Another discovery also announced this month seems to confirm that early human beings living in Morocco around 300,000 years ago were showing anatomical “modernisation” much earlier than we thought. So one possibility is that people throughout Africa were changing in parallel, rather than one small tribe becoming “modern human beings” and taking over the continent and later the world, as had been the assumption. Put the two discoveries together and you can conclude that as far apart as South Africa and Morocco, people experienced both growing culture and more modern anatomy.

It is certainly possible that culture was the horse and genetics the cart, not vice versa. That is to say, once human beings reached a certain level of culture, they created selection pressure to change their genes to make things like the development of language and imagination easier. So it could happen in parallel in different lineages. This phenomenon is known as “gene-culture co-evolution” or “niche construction”.

In passing, these findings reinforce my view that genetic differences in intelligence among human races today really do not matter. Human civilisation is a collaborative achievement, not a product of individual intelligence or innate capacity. It came about because we networked our brains, not because we improved them. We had very primitive lives for a quarter of a million years despite having modern IQs. There may be a lesson here for artificial intelligence.

However, the story may not be quite so simple. Other genetic evidence suggests that the initial effective population size of the modern humans in Africa was small, which is not compatible with a large population occupying most of a continent. “Ghost genes” in modern Africans testify to hybrids with now-extinct kinds of African hominid — similar to what happened between Africans and Neanderthals (as well as Asian hominids called Denisovans) when the former spilt out of Africa and into Eurasia at around the same time. As the anthropologist John Hawks of the University of Wisconsin tells me, these “ghost” populations had to have been living somewhere.

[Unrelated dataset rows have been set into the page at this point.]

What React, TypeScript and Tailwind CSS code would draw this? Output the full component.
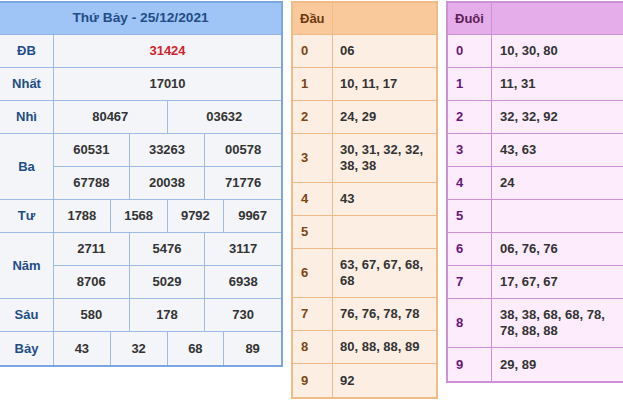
import React from "react";

const cell = "flex items-center justify-center border-r border-b border-[#9dbbe3] bg-[#f3f5f9]";

function KQ() {
  return (
    <div className="w-[283px] shrink-0 mt-px border-t-2 border-r-2 border-b-2 border-[#7aa6e2]">
      <div className="h-[32px] flex items-center justify-center bg-[#9fc4f6] border-b border-[#8fb4e4] text-[#1f4d87] text-[13.7px]">
        Thứ Bảy - 25/12/2021
      </div>
      <div className="grid grid-cols-[54px_repeat(12,minmax(0,1fr))] auto-rows-[33px] [&>div:nth-last-child(-n+5)]:border-b-0 [&>div]:text-[#333]">
        <div className={`${cell} !text-[#1f4d87]`}>ĐB</div>
        <div className={`${cell} col-span-12 border-r-0 !text-[#d2232a]`}>31424</div>

        <div className={`${cell} !text-[#1f4d87]`}>Nhất</div>
        <div className={`${cell} col-span-12 border-r-0`}>17010</div>

        <div className={`${cell} !text-[#1f4d87]`}>Nhì</div>
        <div className={`${cell} col-span-6`}>80467</div>
        <div className={`${cell} col-span-6 border-r-0`}>03632</div>

        <div className={`${cell} row-span-2 !text-[#1f4d87]`}>Ba</div>
        <div className={`${cell} col-span-4`}>60531</div>
        <div className={`${cell} col-span-4`}>33263</div>
        <div className={`${cell} col-span-4 border-r-0`}>00578</div>
        <div className={`${cell} col-span-4`}>67788</div>
        <div className={`${cell} col-span-4`}>20038</div>
        <div className={`${cell} col-span-4 border-r-0`}>71776</div>

        <div className={`${cell} !text-[#1f4d87]`}>Tư</div>
        <div className={`${cell} col-span-3`}>1788</div>
        <div className={`${cell} col-span-3`}>1568</div>
        <div className={`${cell} col-span-3`}>9792</div>
        <div className={`${cell} col-span-3 border-r-0`}>9967</div>

        <div className={`${cell} row-span-2 !text-[#1f4d87]`}>Năm</div>
        <div className={`${cell} col-span-4`}>2711</div>
        <div className={`${cell} col-span-4`}>5476</div>
        <div className={`${cell} col-span-4 border-r-0`}>3117</div>
        <div className={`${cell} col-span-4`}>8706</div>
        <div className={`${cell} col-span-4`}>5029</div>
        <div className={`${cell} col-span-4 border-r-0`}>6938</div>

        <div className={`${cell} !text-[#1f4d87]`}>Sáu</div>
        <div className={`${cell} col-span-4`}>580</div>
        <div className={`${cell} col-span-4`}>178</div>
        <div className={`${cell} col-span-4 border-r-0`}>730</div>

        <div className={`${cell} !text-[#1f4d87]`}>Bảy</div>
        <div className={`${cell} col-span-3`}>43</div>
        <div className={`${cell} col-span-3`}>32</div>
        <div className={`${cell} col-span-3`}>68</div>
        <div className={`${cell} col-span-3 border-r-0`}>89</div>
      </div>
    </div>
  );
}

const dau: [string, string][] = [
  ["0", "06"],
  ["1", "10, 11, 17"],
  ["2", "24, 29"],
  ["3", "30, 31, 32, 32, 38, 38"],
  ["4", "43"],
  ["5", ""],
  ["6", "63, 67, 67, 68, 68"],
  ["7", "76, 76, 78, 78"],
  ["8", "80, 88, 88, 89"],
  ["9", "92"],
];

const duoi: [string, string][] = [
  ["0", "10, 30, 80"],
  ["1", "11, 31"],
  ["2", "32, 32, 92"],
  ["3", "43, 63"],
  ["4", "24"],
  ["5", ""],
  ["6", "06, 76, 76"],
  ["7", "17, 67, 67"],
  ["8", "38, 38, 68, 68, 78, 78, 88, 88"],
  ["9", "29, 89"],
];

function Dau() {
  return (
    <div className="w-[147px] shrink-0 ml-[8px] mt-px border-2 border-[#f0bb84] self-start">
      <div className="flex h-[32px] bg-[#fac99b] border-b border-[#f0bb84]">
        <div className="w-[40px] shrink-0 border-r border-[#f0bb84] flex items-center pl-[7px] text-[#6b3a10]">Đầu</div>
        <div className="flex-1" />
      </div>
      {dau.map(([k, v], i) => (
        <div key={k} className={`flex min-h-[33px] bg-[#fdeee3] ${i < dau.length - 1 ? "border-b" : ""} border-[#f0bb84]`}>
          <div className="w-[40px] shrink-0 border-r border-[#f0bb84] flex items-center pl-[8px] text-[#7b4611]">{k}</div>
          <div className="flex-1 flex items-center pl-[7px] pr-[4px] py-[8px] leading-[16px] text-[#333]">{v}</div>
        </div>
      ))}
    </div>
  );
}

function Duoi() {
  return (
    <div className="w-[190px] shrink-0 ml-[8px] mt-px border-2 border-[#cd92d5] self-start">
      <div className="flex h-[32px] bg-[#e5aeea] border-b border-[#cd92d5]">
        <div className="w-[44px] shrink-0 border-r border-[#cd92d5] flex items-center pl-[7px] text-[#5b1f55]">Đuôi</div>
        <div className="flex-1" />
      </div>
      {duoi.map(([k, v], i) => (
        <div key={k} className={`flex min-h-[33px] bg-[#fcecfc] ${i < duoi.length - 1 ? "border-b" : ""} border-[#cd92d5]`}>
          <div className="w-[44px] shrink-0 border-r border-[#cd92d5] flex items-center pl-[8px] text-[#6a157a]">{k}</div>
          <div className="w-[136px] flex items-center pl-[8px] pr-[8px] py-[8px] leading-[16px] text-[#333]">{v}</div>
        </div>
      ))}
    </div>
  );
}

export default function App() {
  return (
    <div className="w-[623px] h-[400px] overflow-hidden bg-white flex items-start font-['Liberation_Sans',Arial,sans-serif] text-[13px] font-bold">
      <KQ />
      <Dau />
      <Duoi />
    </div>
  );
}
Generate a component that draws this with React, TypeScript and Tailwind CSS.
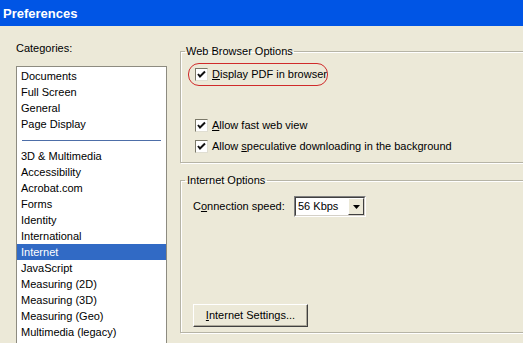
import React from 'react';

const groupA = ['Documents', 'Full Screen', 'General', 'Page Display'];
const groupB = [
  '3D & Multimedia',
  'Accessibility',
  'Acrobat.com',
  'Forms',
  'Identity',
  'International',
  'Internet',
  'JavaScript',
  'Measuring (2D)',
  'Measuring (3D)',
  'Measuring (Geo)',
  'Multimedia (legacy)',
  'Multimedia Trust (legacy)',
];

function CheckBox() {
  return (
    <span className="w-[13px] h-[13px] shrink-0 bg-white border border-t-[#7a7868] border-l-[#7a7868] border-b-[#e0ded2] border-r-[#e0ded2] flex items-center justify-center">
      <svg width="9" height="9" viewBox="0 0 9 9">
        <path d="M1 4 L3 6.5 L8 1.5" fill="none" stroke="#111" strokeWidth="2" />
      </svg>
    </span>
  );
}

function Label({ pre, u, post }: { pre: string; u: string; post: string }) {
  return (
    <span className="whitespace-nowrap">
      {pre}
      <span className="underline underline-offset-[1px]">{u}</span>
      {post}
    </span>
  );
}

export default function App() {
  return (
    <div
      className="w-[523px] h-[343px] overflow-hidden bg-[#ECE9D8] text-[11px] leading-[13px] text-black"
      style={{ fontFamily: '"Liberation Sans", Arial, sans-serif' }}
    >
      <div className="h-[26px] bg-[#0055E5] flex items-center pl-[3px]">
        <span className="text-white font-bold text-[13px]">Preferences</span>
      </div>

      <div className="flex w-[640px]">
        {/* categories */}
        <div className="pl-[16px] w-[180px] shrink-0">
          <div className="pt-[16px] h-[40px]">Categories:</div>
          <div className="w-[151px] h-[300px] bg-white border border-[#8d8b80] pt-[1px]">
            {groupA.map((c) => (
              <div key={c} className="h-[16px] leading-[16px] pl-[4px]">
                {c}
              </div>
            ))}
            <div className="h-[16px] flex items-center px-[5px]">
              <div className="h-px w-full bg-[#4d6ea8]" />
            </div>
            {groupB.map((c) => (
              <div
                key={c}
                className={`h-[16px] leading-[16px] pl-[4px] ${c === 'Internet' ? 'bg-[#316AC5] text-white' : ''}`}
              >
                {c}
              </div>
            ))}
          </div>
        </div>

        {/* options */}
        <div className="w-[420px] shrink-0 pt-[19px]">
          <fieldset className="border border-[#b6b4a6] shadow-[inset_1px_1px_0_#fff,1px_1px_0_#fff]">
            <legend className="ml-[4px] px-[1px] leading-[13px]">Web Browser Options</legend>
            <div className="pt-[5px] pb-[8px]">
              <div className="ml-[7px] w-[140px] h-[23px] rounded-[11px] border border-[#d02a2a] flex items-center gap-[4px] pl-[6px]">
                <CheckBox />
                <Label pre="" u="D" post="isplay PDF in browser" />
              </div>
              <div className="mt-[31px] pl-[14px] flex flex-col gap-[5px]">
                <div className="h-[16px] flex items-center gap-[4px]">
                  <CheckBox />
                  <Label pre="" u="A" post="llow fast web view" />
                </div>
                <div className="h-[16px] flex items-center gap-[4px]">
                  <CheckBox />
                  <Label pre="Allow " u="s" post="peculative downloading in the background" />
                </div>
              </div>
            </div>
          </fieldset>

          <fieldset className="mt-[11px] border border-[#b6b4a6] shadow-[inset_1px_1px_0_#fff,1px_1px_0_#fff]">
            <legend className="ml-[4px] px-[2px] leading-[13px]">Internet Options</legend>
            <div className="pt-[9px] pb-[5px] pl-[12px]">
              <div className="flex items-center">
                <span className="w-[101px]">
                  <Label pre="C" u="o" post="nnection speed:" />
                </span>
                <div className="w-[72px] h-[21px] bg-white border border-t-[#808080] border-l-[#808080] border-b-white border-r-white flex items-center">
                  <div className="flex-1 h-full border border-t-[#404040] border-l-[#404040] border-b-[#d4d0c8] border-r-[#d4d0c8] flex items-center justify-between pl-[2px]">
                    <span>56 Kbps</span>
                    <span className="w-[16px] h-[17px] bg-[#ECE9D8] border border-t-white border-l-white border-b-[#404040] border-r-[#404040] flex items-center justify-center">
                      <svg width="7" height="4" viewBox="0 0 7 4">
                        <path d="M0 0 H7 L3.5 4 Z" fill="#000" />
                      </svg>
                    </span>
                  </div>
                </div>
              </div>
              <div className="mt-[87px] w-[115px] h-[23px] bg-[#ECE9D8] border border-t-white border-l-white border-b-[#404040] border-r-[#404040] shadow-[inset_-1px_-1px_0_#aca899] flex items-center justify-center">
                <Label pre="" u="I" post="nternet Settings..." />
              </div>
            </div>
          </fieldset>
        </div>
      </div>
    </div>
  );
}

Hawks and his colleagues have made another startling discovery. The fossils of a far more distantly related species of hominid called Homo naledi, which retained a small brain and a chimp-like jaw, have been discovered recently in a South African cave. But instead of being millions of years old, such fossils have now been dated — in yet another announcement this spring — at (you guessed it) between 236,000 and 335,000 years old.

So as we push back the date of modern human beings, we pull forward the date of the extinction of other kinds of hominid. When already culturally advanced, we shared the African savannah with a small-brained ape-man that was much more closely related to us than chimpanzees are, but was a quite different species.

So who made the Middle Stone Age tools, which are found all over the continent but vary from region to region? Almost certainly several different archaic lineages contributed, as well as the particular species or race that was on the way to turning into modern human beings. Perhaps even Homo naledi made some of them.

The truth probably lies somewhere between two extremes, one of which has distinct species of early human living all over Africa, interbreeding not very much and with only one on the way to modernity; the other has frequent hybridisation between populations in different parts of the continent, both genetically and culturally.


Either way, something was stirring in Africa that would lead eventually to iPhones and nuclear weapons, Beethoven and the Beatles. And it was stirring much earlier than we had thought, almost a third of a million years ago. It is hard to get your mind around just how gradual the emergence of modern human beings was. We are talking of 10,000 generations. Now that’s long term.